Vor diesem Hintergrund widerspricht die gesonderte Ausweisung der Erhaltungsrücklage als Kaufpreisteil im Notarvertrag ab der Veröffentlichung des Urteils im Bundessteuerblatt meist den Regeln der Kunst. Im Falle einer zu hohen Angabe führt dies ebenso zu einer Haftung wie die Abgabe von Garantien und Beschaffenheitsvereinbarungen. Da es in den meisten Fällen kein wirkliches Interesse an einer ausdrücklichen Benennung der Rückstellung mehr gibt und diese aber zu nachträglichen Ansprüchen der Käuferinnen und Käufer gegenüber der Verkäuferseite führen kann, kommt dann auch eine Notarhaftung aus § 19 Abs. 1 BNotO in Betracht.
So bestätigte das OLG Köln mit dem Beschluss vom 19.12.2013 zum Aktenzeichen 19 U 133/13 die Zahlungspflicht des Verkäufers bezüglich der Differenz zwischen vertraglich angegebener und tatsächlicher Höhe der anteiligen Rückstellung. Begründet wurde dies mit der Annahme eines Rechtskaufs bezüglich der anteiligen Erhaltungsrücklage. Der Käufer konnte daher nachträglich den Kaufpreis gem. §§ 453 Abs. 1, 437 Nr. 2, 441 BGB mindern. Diese Begründung überzeugt zwar nicht. Die Erklärungen der Beteiligten sind kaum je als Abschluss eines zusätzlichen Kaufvertrags über einen dem einzelnen Miteigentümer gar nicht zugänglichen Kontobetrag auszulegen. Darüber wird in der Regel gar nicht nachgedacht, weil Hauptzweck oder sogar alleiniger Zweck der Bezifferung dieses Betrags in den meisten Fällen die legitime Reduzierung der Grunderwerbsteuer war.
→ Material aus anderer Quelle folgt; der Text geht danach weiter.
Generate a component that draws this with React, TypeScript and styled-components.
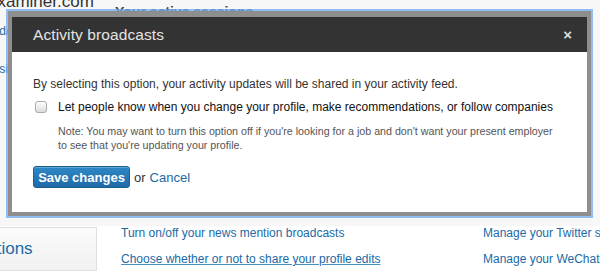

Aber in der gesonderten Ausweisung eines Kaufpreisteils ist eine Beschaffenheitsvereinbarung nach § 434 Abs. 1 S. 1 BGB zu erkennen. Für solche Beschaffenheitsvereinbarungen gilt ein allgemeiner Haftungsausschluss im Immobilienkaufvertrag gerade nicht – hierzu näher meine Aufsätze in der notar (Nr. 5/2021, Seiten 175-179) und in der Zeitschrift für Immobilienrecht (Nr. 6/2021, Seiten 267-273) . Anders ist dies nur, wenn es sich um eine Angabe über einen zukünftigen Stand handelt. Denn zuverlässige Prognosen können Immobilienverkäuferinnen und Immobilienverkäufern ebenfalls regelmäßig nicht abverlangt werden, so wie etwa im Fall LG Darmstadt, Urteil vom 03.12.2014 – 25 S 130/14 – und im kürzlich durch Vergleich beendeten Verfahren am Landgericht Münster 014 O 193/20.
Die anteilige Erhaltungsrücklage sollte daher nur noch dann mit beurkundet werden, wenn die Beteiligten dies ausdrücklich als Beschaffenheitsvereinbarung wünschen. Über die Risiken und möglichen Folgen ist aufzuklären.